Blanco (Meaño), Andrés Eloy (b. Aug. 6, 1897, Cumaná, Sucre state, Venezuela - d. [car crash] May 21, 1955, Mexico City, Mexico), foreign minister of Venezuela (1948).
Blanco (Estradé), Juan Carlos (b. June 9, 1934, Montevideo, Uruguay), foreign minister of Uruguay (1972-76). He became the first person in the country to be jailed for crimes against humanity after he was convicted on Oct. 18, 2002, in connection with the "disappearance" of Elena Quinteros, a teacher arrested in 1976 while trying to take refuge in the Venezuelan embassy in Montevideo. In May 2003, a court ordered his release, having absolved him of deprivation of liberty charges; in June, the government filed new charges of aggravated homicide against him in connection with Quinteros' death. In May 2005 further charges were filed against him (and former president Juan María Bordaberry) for the murders (also in 1976) of the Chamber of Deputies leader Héctor Gutiérrez Ruiz, Sen. Zelmar Michelini, and two suspected members of the Tupamaro guerrilla group, William Whitelaw and Rosario Barredo.
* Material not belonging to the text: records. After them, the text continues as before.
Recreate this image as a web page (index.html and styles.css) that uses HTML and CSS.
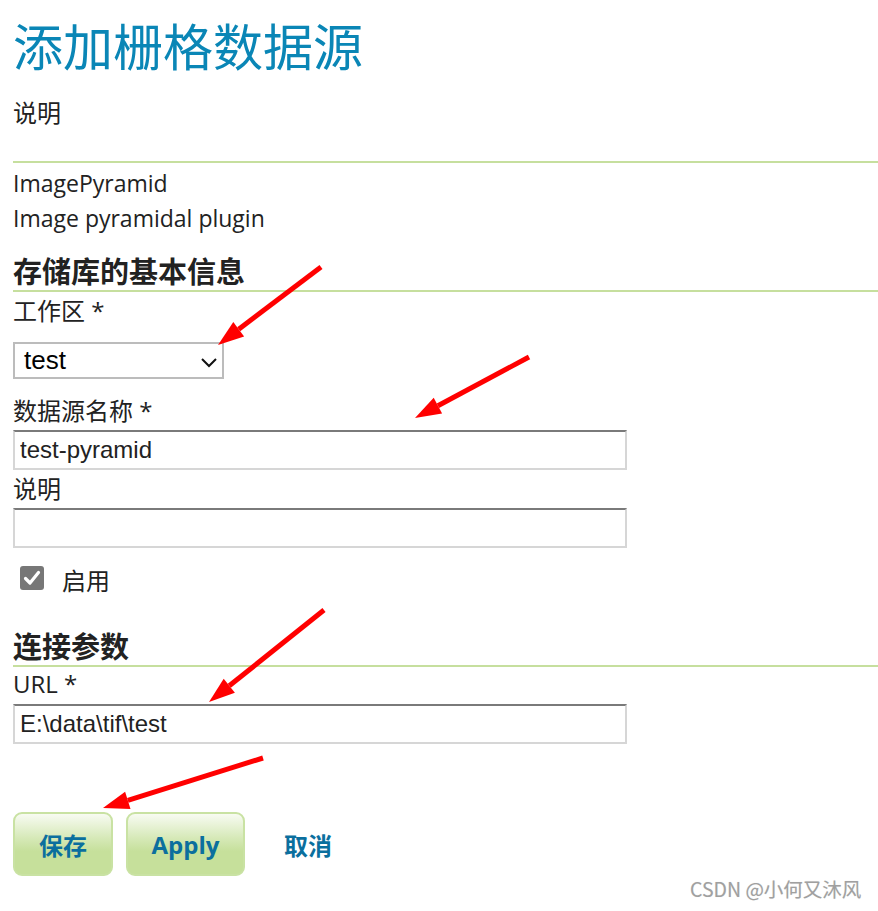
FILE: index.html
```html
<!DOCTYPE html>
<html lang="zh">
<head>
<meta charset="utf-8">
<title>添加栅格数据源</title>
<link rel="stylesheet" href="styles.css">
</head>
<body>
<div class="page">
  <h1 class="title">添加栅格数据源</h1>
  <p class="desc-label">说明</p>
  <div class="store-info">
    <div class="line">ImagePyramid</div>
    <div class="line">Image pyramidal plugin</div>
  </div>

  <h3 class="section">存储库的基本信息</h3>
  <label class="field-label">工作区 *</label>
  <div class="select">
    <span>test</span>
    <svg class="chev" width="18" height="12" viewBox="0 0 18 12"><path d="M2 3 L9 10 L16 3" fill="none" stroke="#111" stroke-width="2"/></svg>
  </div>

  <label class="field-label gap-top">数据源名称 *</label>
  <input class="text-input" type="text" value="test-pyramid">
  <label class="field-label">说明</label>
  <input class="text-input" type="text" value="">

  <div class="check-row">
    <span class="checkbox"><svg width="24" height="24" viewBox="0 0 24 24"><path d="M5.5 12.5 L10 17 L18.5 6.5" fill="none" stroke="#fff" stroke-width="3.2" stroke-linecap="round" stroke-linejoin="round"/></svg></span>
    <span class="check-label">启用</span>
  </div>

  <h3 class="section section-2">连接参数</h3>
  <label class="field-label url-label">URL *</label>
  <input class="text-input url" type="text" value="E:\data\tif\test">

  <div class="buttons">
    <button class="btn btn-save">保存</button>
    <button class="btn btn-apply">Apply</button>
    <a class="cancel">取消</a>
  </div>
</div>

<svg class="annotations" width="878" height="911" viewBox="0 0 878 911">
  <g stroke="#ff0000" stroke-width="5" stroke-linecap="butt" fill="#ff0000">
    <line x1="321" y1="267" x2="238.7" y2="329.3"/>
    <polygon stroke="none" points="218,345 244.1,336.5 233.3,322.1"/>
    <line x1="529" y1="357" x2="437.9" y2="405.7"/>
    <polygon stroke="none" points="415,418 442.1,413.6 433.7,397.8"/>
    <line x1="324" y1="610" x2="229.3" y2="685.8"/>
    <polygon stroke="none" points="209,702 234.9,692.8 223.7,678.8"/>
    <line x1="263" y1="758" x2="127.8" y2="800.3"/>
    <polygon stroke="none" points="103,808 130.5,808.9 125.1,791.7"/>
  </g>
</svg>
<div class="watermark">CSDN @小何又沐风</div>
</body>
</html>
```
FILE: styles.css
```css
html, body {
  margin: 0;
  padding: 0;
  background: #fff;
}
body {
  font-family: "Open Sans", "Noto Sans CJK SC", sans-serif;
  color: #222;
  width: 878px;
  height: 911px;
  overflow: hidden;
  position: relative;
}
.page {
  padding-left: 13px;
  display: flex;
  flex-direction: column;
  align-items: flex-start;
}
.title {
  margin: 14px 0 0 0;
  height: 60px;
  font-family: "Noto Sans CJK SC", sans-serif;
  font-weight: 400;
  font-size: 50px;
  line-height: 60px;
  color: #0a86b6;
}
.desc-label {
  margin: 22px 0 0 0;
  height: 34px;
  font-size: 24px;
  line-height: 34px;
}
.store-info {
  margin-top: 31px;
  border-top: 2px solid #c6df9e;
  padding-top: 3px;
  align-self: stretch;
}
.line {
  height: 35px;
  font-size: 23px;
  line-height: 35px;
}
.section {
  margin: 19px 0 0 0;
  height: 34px;
  align-self: stretch;
  font-size: 29px;
  font-weight: 700;
  line-height: 34px;
  border-bottom: 2px solid #c6df9e;
  padding-bottom: 1px;
  color: #222;
}
.section-2 {
  margin-top: 35px;
}
.field-label {
  display: block;
  height: 34px;
  margin-top: 2px;
  font-size: 24px;
  line-height: 34px;
}
.field-label.gap-top {
  margin-top: 15px;
}
.field-label.url-label {
  margin-top: 0;
}
.select {
  margin-top: 14px;
  box-sizing: border-box;
  width: 211px;
  height: 37px;
  border: 2px solid #bcbcbc;
  display: flex;
  align-items: center;
  justify-content: space-between;
  padding: 0 4px 0 9px;
  font-family: "Liberation Sans", Arial, sans-serif;
  font-size: 26px;
  color: #000;
}
.chev {
  margin-top: 2px;
}
.text-input {
  margin: 2px 0 0 0;
  box-sizing: border-box;
  width: 614px;
  height: 40px;
  border: 2px solid #d6d6d6;
  border-top-color: #7a7a7a;
  padding: 0 0 0 5px;
  font-family: "Liberation Sans", Arial, sans-serif;
  font-size: 24px;
  color: #222;
  outline: none;
}
.text-input.url {
  margin-top: 3px;
}
.check-row {
  margin-top: 13px;
  height: 34px;
  display: flex;
  align-items: center;
  padding-left: 7px;
}
.checkbox {
  width: 24px;
  height: 24px;
  border-radius: 3px;
  background: #777;
  display: flex;
}
.check-label {
  margin-left: 18px;
  height: 34px;
  font-size: 24px;
  line-height: 34px;
  padding-top: 5px;
}
.buttons {
  margin-top: 68px;
  display: flex;
  align-items: center;
  gap: 13px;
}
.btn {
  box-sizing: border-box;
  height: 64px;
  border: 2px solid #c9e2a3;
  border-radius: 9px;
  background: linear-gradient(to bottom, #f8fbf2 0%, #d6e9b8 40%, #c6e09b 62%, #c6e09b 100%);
  font-family: "Open Sans", "Noto Sans CJK SC", sans-serif;
  font-weight: 700;
  font-size: 24px;
  color: #0b6f9e;
  padding: 0;
}
.btn-save {
  width: 100px;
}
.btn-apply {
  width: 119px;
}
.cancel {
  margin-left: 26px;
  font-weight: 700;
  font-size: 24px;
  color: #0b6f9e;
  font-family: "Noto Sans CJK SC", sans-serif;
}
.annotations {
  position: absolute;
  left: 0;
  top: 0;
  pointer-events: none;
}
.watermark {
  position: absolute;
  left: 690px;
  top: 877px;
  font-family: "Noto Sans CJK SC", sans-serif;
  font-size: 19.5px;
  line-height: 24px;
  color: #a0a0a0;
  text-shadow: 0 0 1px #ddd;
}
```
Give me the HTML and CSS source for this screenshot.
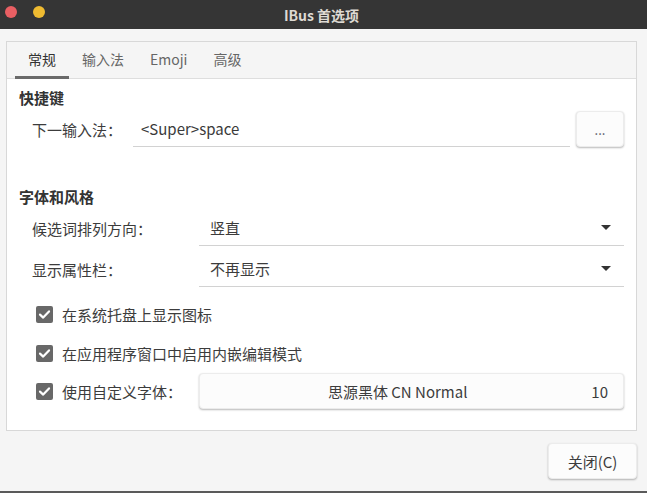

Blanco, Kathleen (Babineaux), née Babineaux (b. Dec. 15, 1942, New Iberia, La.), governor of Louisiana (2004-08).
Blanco García, Jaime (b. May 1, 1944, Santander, Spain), president of Cantabria (1990-91).
J. Blanco G.
Blandinières, Louis (Justin Ignace) (b. Aug. 1, 1814, Perpignan, France - d. ...), commandant of Sainte-Marie de Madagascar (1868-74).
Blangy, Michel (Daniel) (b. May 5, 1939, Suresnes, Hauts-de-Seine, France), prefect of Réunion (1984-86). He was also prefect of the départements of Hautes-Alpes (1982-84), Val-de-Marne (1989-91), Vienne (1991-93), and Loire-Atlantique (1997-2002).
Blank, Rebecca M(argaret) (b. Sept. 19, 1955, Columbia, Mo.), acting U.S. commerce secretary (2011, 2012-13).
Blanshard, Richard (b. Oct. 19, 1817, London - d. June 5, 1894, London), lieutenant governor of Vancouver Island (1849-51) and British Columbia (1850-58).
Blanton, (Leonard) Ray (b. April 10, 1930, Hardin county, Tenn. - d. Nov. 22, 1996, Jackson, Tenn.), governor of Tennessee (1975-79). He ran unopposed for a seat in the Tennessee House in 1964 and two years later was elected to Congress, unseating Rep. Tom Murray. He left the House in 1972 to run against Republican Sen. Howard H. Baker, Jr. Blanton lost, but built the political organization that carried him to victory as governor in 1974. He won the Democratic nomination with 23% of the vote in a 12-candidate race and defeated Lamar Alexander in the general election. Blanton was the first Tennessee governor to recruit industry from overseas. He decided not to seek a second term in 1978. His stint as governor ended abruptly in the waning days of his term after he pardoned and commuted prison terms for 52 inmates. Outraged fellow Democrats in the Legislature joined with Republicans to move up the inauguration of his GOP successor, Alexander, by three days. Three Blanton aides were charged with accepting money in return for approving paroles for prisoners. Two were eventually convicted and sent to prison; the third was acquitted. Blanton was never charged in the scandal. But the governor continued issuing pardons even after his aides were charged in December 1978, and that prompted his early removal. In 1981, he was convicted of unrelated charges of extortion and conspiracy for selling a liquor license for $23,000 to a friend while in office. Blanton served 22 months in federal prison. He continued to try to clear his name with appeals. In August 1996 Blanton still said he would never stop trying to prove his innocence. "I never took a dishonest dollar in my life. I was the only governor to ever leave office broke. That should tell you something," he said.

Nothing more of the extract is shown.